**TASK TO COMPLETE**
Return each line of the listing below, unchanged, and omit the images.

start DATA EXCERPT

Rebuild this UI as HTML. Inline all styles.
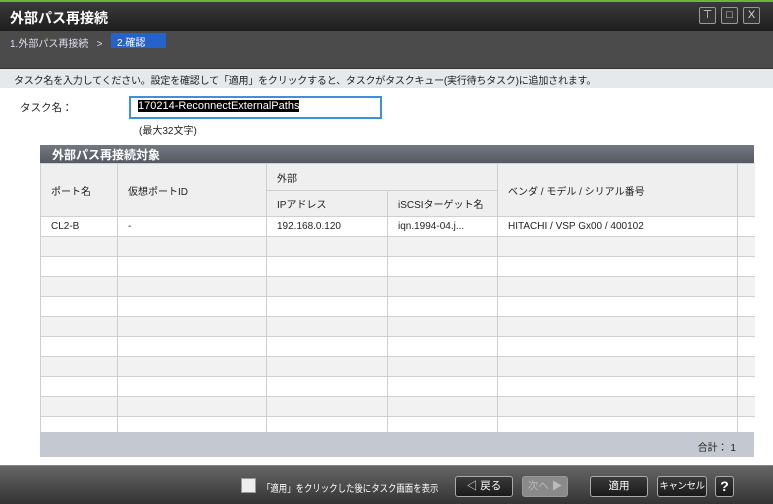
<!DOCTYPE html>
<html><head><meta charset="utf-8"><style>
*{margin:0;padding:0;box-sizing:border-box}
body{width:773px;height:504px;overflow:hidden;position:relative;background:#fff;font-family:"Liberation Sans","Noto Sans CJK JP",sans-serif;font-size:11px;color:#222}
.abs{position:absolute}
.title{left:0;top:0;width:773px;height:31px;background:linear-gradient(#3a3a3a,#1e1e1e);border-top:2px solid #6fb52c;color:#fff;font-size:14px;font-weight:bold;padding:6px 10px}
.wb{top:7px;width:17px;height:17px;border:1px solid #999;border-radius:2px;background:#333;color:#ddd;font-size:11px;text-align:center;line-height:15px}
.steps{left:0;top:31px;width:773px;height:38px;background:#4b4b4b;border-bottom:1px solid #333}
.instr{left:0;top:69px;width:773px;height:19px;background:#e6e8ea;padding:3px 14px;font-size:10px;letter-spacing:-0.2px}
.wrap{position:absolute;left:40px;top:163px;width:715px;height:270px;overflow:hidden}
table{border-collapse:collapse;width:715px;table-layout:fixed}
td{border:1px solid #cfcfcf;padding:0 10px;font-size:10px;height:20px;line-height:18px;white-space:nowrap;overflow:hidden}
th{border:1px solid #cfcfcf;background:#efefef;font-weight:normal;text-align:left;padding:0 10px;font-size:10px;white-space:nowrap;overflow:hidden}
tr.alt td{background:#f2f2f2}
.btn{top:476px;height:21px;border:1px solid #aaa;border-radius:3px;background:linear-gradient(#3a3a3a,#1a1a1a);color:#fff;text-align:center;line-height:19px;font-size:10.5px;white-space:nowrap}
</style></head><body>
<div class="abs title">外部パス再接続</div>
<div class="abs wb" style="left:699px">⊤</div>
<div class="abs wb" style="left:721px">□</div>
<div class="abs wb" style="left:743px">X</div>
<div class="abs steps"></div>
<div class="abs" style="left:10px;top:35px;color:#dde;font-size:10px">1.外部パス再接続 &nbsp;&nbsp;&gt;</div>
<div class="abs" style="left:111px;top:33px;width:55px;height:15px;background:#2563c9;color:#fff;font-size:10px;padding:1px 6px">2.確認</div>
<div class="abs instr">タスク名を入力してください。設定を確認して「適用」をクリックすると、タスクがタスクキュー(実行待ちタスク)に追加されます。</div>
<div class="abs" style="left:20px;top:100px;font-size:10.5px">タスク名：</div>
<div class="abs" style="left:129px;top:96px;width:253px;height:23px;border:2px solid #3d8fe0;padding:2px 7px"><span style="background:#000;color:#fff;font-size:11px">170214-ReconnectExternalPaths</span></div>
<div class="abs" style="left:139px;top:122px;font-size:10px">(最大32文字)</div>
<div class="abs" style="left:40px;top:145px;width:714px;height:18px;background:linear-gradient(#737880,#555a62);color:#fff;font-weight:bold;font-size:12px;padding:1px 12px">外部パス再接続対象</div>
<div class="wrap"><table>
<colgroup><col style="width:77px"><col style="width:149px"><col style="width:121px"><col style="width:110px"><col style="width:240px"><col style="width:18px"></colgroup>
<tr style="height:27px"><th rowspan="2">ポート名</th><th rowspan="2">仮想ポートID</th><th colspan="2">外部</th><th rowspan="2">ベンダ / モデル / シリアル番号</th><th rowspan="2"></th></tr>
<tr style="height:26px"><th>IPアドレス</th><th>iSCSIターゲット名</th></tr>
<tr><td>CL2-B</td><td>-</td><td>192.168.0.120</td><td>iqn.1994-04.j...</td><td>HITACHI / VSP Gx00 / 400102</td><td></td></tr>
<tr class="alt"><td></td><td></td><td></td><td></td><td></td><td></td></tr>
<tr><td></td><td></td><td></td><td></td><td></td><td></td></tr>
<tr class="alt"><td></td><td></td><td></td><td></td><td></td><td></td></tr>
<tr><td></td><td></td><td></td><td></td><td></td><td></td></tr>
<tr class="alt"><td></td><td></td><td></td><td></td><td></td><td></td></tr>
<tr><td></td><td></td><td></td><td></td><td></td><td></td></tr>
<tr class="alt"><td></td><td></td><td></td><td></td><td></td><td></td></tr>
<tr><td></td><td></td><td></td><td></td><td></td><td></td></tr>
<tr class="alt"><td></td><td></td><td></td><td></td><td></td><td></td></tr>
<tr><td></td><td></td><td></td><td></td><td></td><td></td></tr>
</table></div>
<div class="abs" style="left:40px;top:432px;width:714px;height:25px;background:#c4c8d0;text-align:right;padding:7px 18px 0 0;font-size:10px">合計： 1</div>
<div class="abs" style="left:0;top:465px;width:773px;height:39px;background:linear-gradient(#666,#333);border-top:1px solid #888"></div>
<div class="abs" style="left:241px;top:478px;width:15px;height:15px;background:#eee;border:1px solid #999"></div>
<div class="abs" style="left:262px;top:480px;color:#fff;font-size:10px;white-space:nowrap;transform:scaleX(0.84);transform-origin:left">「適用」をクリックした後にタスク画面を表示</div>
<div class="abs btn" style="left:455px;width:58px">◁ 戻る</div>
<div class="abs btn" style="left:522px;width:46px;background:#8a8a8a;color:#bbb;border-color:#999">次へ ▶</div>
<div class="abs btn" style="left:590px;width:58px">適用</div>
<div class="abs btn" style="left:657px;width:50px;font-size:9.5px;letter-spacing:-0.5px">キャンセル</div>
<div class="abs btn" style="left:715px;width:19px;font-weight:bold;font-size:14px">?</div>
</body></html>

end DATA EXCERPT

**FINAL RESULT**
Rebuild this UI as HTML. Inline all styles.
<!DOCTYPE html>
<html><head><meta charset="utf-8"><style>
*{margin:0;padding:0;box-sizing:border-box}
body{width:773px;height:504px;overflow:hidden;position:relative;background:#fff;font-family:"Liberation Sans","Noto Sans CJK JP",sans-serif;font-size:11px;color:#222}
.abs{position:absolute}
.title{left:0;top:0;width:773px;height:31px;background:linear-gradient(#3a3a3a,#1e1e1e);border-top:2px solid #6fb52c;color:#fff;font-size:14px;font-weight:bold;padding:6px 10px}
.wb{top:7px;width:17px;height:17px;border:1px solid #999;border-radius:2px;background:#333;color:#ddd;font-size:11px;text-align:center;line-height:15px}
.steps{left:0;top:31px;width:773px;height:38px;background:#4b4b4b;border-bottom:1px solid #333}
.instr{left:0;top:69px;width:773px;height:19px;background:#e6e8ea;padding:3px 14px;font-size:10px;letter-spacing:-0.2px}
.wrap{position:absolute;left:40px;top:163px;width:715px;height:270px;overflow:hidden}
table{border-collapse:collapse;width:715px;table-layout:fixed}
td{border:1px solid #cfcfcf;padding:0 10px;font-size:10px;height:20px;line-height:18px;white-space:nowrap;overflow:hidden}
th{border:1px solid #cfcfcf;background:#efefef;font-weight:normal;text-align:left;padding:0 10px;font-size:10px;white-space:nowrap;overflow:hidden}
tr.alt td{background:#f2f2f2}
.btn{top:476px;height:21px;border:1px solid #aaa;border-radius:3px;background:linear-gradient(#3a3a3a,#1a1a1a);color:#fff;text-align:center;line-height:19px;font-size:10.5px;white-space:nowrap}
</style></head><body>
<div class="abs title">外部パス再接続</div>
<div class="abs wb" style="left:699px">⊤</div>
<div class="abs wb" style="left:721px">□</div>
<div class="abs wb" style="left:743px">X</div>
<div class="abs steps"></div>
<div class="abs" style="left:10px;top:35px;color:#dde;font-size:10px">1.外部パス再接続 &nbsp;&nbsp;&gt;</div>
<div class="abs" style="left:111px;top:33px;width:55px;height:15px;background:#2563c9;color:#fff;font-size:10px;padding:1px 6px">2.確認</div>
<div class="abs instr">タスク名を入力してください。設定を確認して「適用」をクリックすると、タスクがタスクキュー(実行待ちタスク)に追加されます。</div>
<div class="abs" style="left:20px;top:100px;font-size:10.5px">タスク名：</div>
<div class="abs" style="left:129px;top:96px;width:253px;height:23px;border:2px solid #3d8fe0;padding:2px 7px"><span style="background:#000;color:#fff;font-size:11px">170214-ReconnectExternalPaths</span></div>
<div class="abs" style="left:139px;top:122px;font-size:10px">(最大32文字)</div>
<div class="abs" style="left:40px;top:145px;width:714px;height:18px;background:linear-gradient(#737880,#555a62);color:#fff;font-weight:bold;font-size:12px;padding:1px 12px">外部パス再接続対象</div>
<div class="wrap"><table>
<colgroup><col style="width:77px"><col style="width:149px"><col style="width:121px"><col style="width:110px"><col style="width:240px"><col style="width:18px"></colgroup>
<tr style="height:27px"><th rowspan="2">ポート名</th><th rowspan="2">仮想ポートID</th><th colspan="2">外部</th><th rowspan="2">ベンダ / モデル / シリアル番号</th><th rowspan="2"></th></tr>
<tr style="height:26px"><th>IPアドレス</th><th>iSCSIターゲット名</th></tr>
<tr><td>CL2-B</td><td>-</td><td>192.168.0.120</td><td>iqn.1994-04.j...</td><td>HITACHI / VSP Gx00 / 400102</td><td></td></tr>
<tr class="alt"><td></td><td></td><td></td><td></td><td></td><td></td></tr>
<tr><td></td><td></td><td></td><td></td><td></td><td></td></tr>
<tr class="alt"><td></td><td></td><td></td><td></td><td></td><td></td></tr>
<tr><td></td><td></td><td></td><td></td><td></td><td></td></tr>
<tr class="alt"><td></td><td></td><td></td><td></td><td></td><td></td></tr>
<tr><td></td><td></td><td></td><td></td><td></td><td></td></tr>
<tr class="alt"><td></td><td></td><td></td><td></td><td></td><td></td></tr>
<tr><td></td><td></td><td></td><td></td><td></td><td></td></tr>
<tr class="alt"><td></td><td></td><td></td><td></td><td></td><td></td></tr>
<tr><td></td><td></td><td></td><td></td><td></td><td></td></tr>
</table></div>
<div class="abs" style="left:40px;top:432px;width:714px;height:25px;background:#c4c8d0;text-align:right;padding:7px 18px 0 0;font-size:10px">合計： 1</div>
<div class="abs" style="left:0;top:465px;width:773px;height:39px;background:linear-gradient(#666,#333);border-top:1px solid #888"></div>
<div class="abs" style="left:241px;top:478px;width:15px;height:15px;background:#eee;border:1px solid #999"></div>
<div class="abs" style="left:262px;top:480px;color:#fff;font-size:10px;white-space:nowrap;transform:scaleX(0.84);transform-origin:left">「適用」をクリックした後にタスク画面を表示</div>
<div class="abs btn" style="left:455px;width:58px">◁ 戻る</div>
<div class="abs btn" style="left:522px;width:46px;background:#8a8a8a;color:#bbb;border-color:#999">次へ ▶</div>
<div class="abs btn" style="left:590px;width:58px">適用</div>
<div class="abs btn" style="left:657px;width:50px;font-size:9.5px;letter-spacing:-0.5px">キャンセル</div>
<div class="abs btn" style="left:715px;width:19px;font-weight:bold;font-size:14px">?</div>
</body></html>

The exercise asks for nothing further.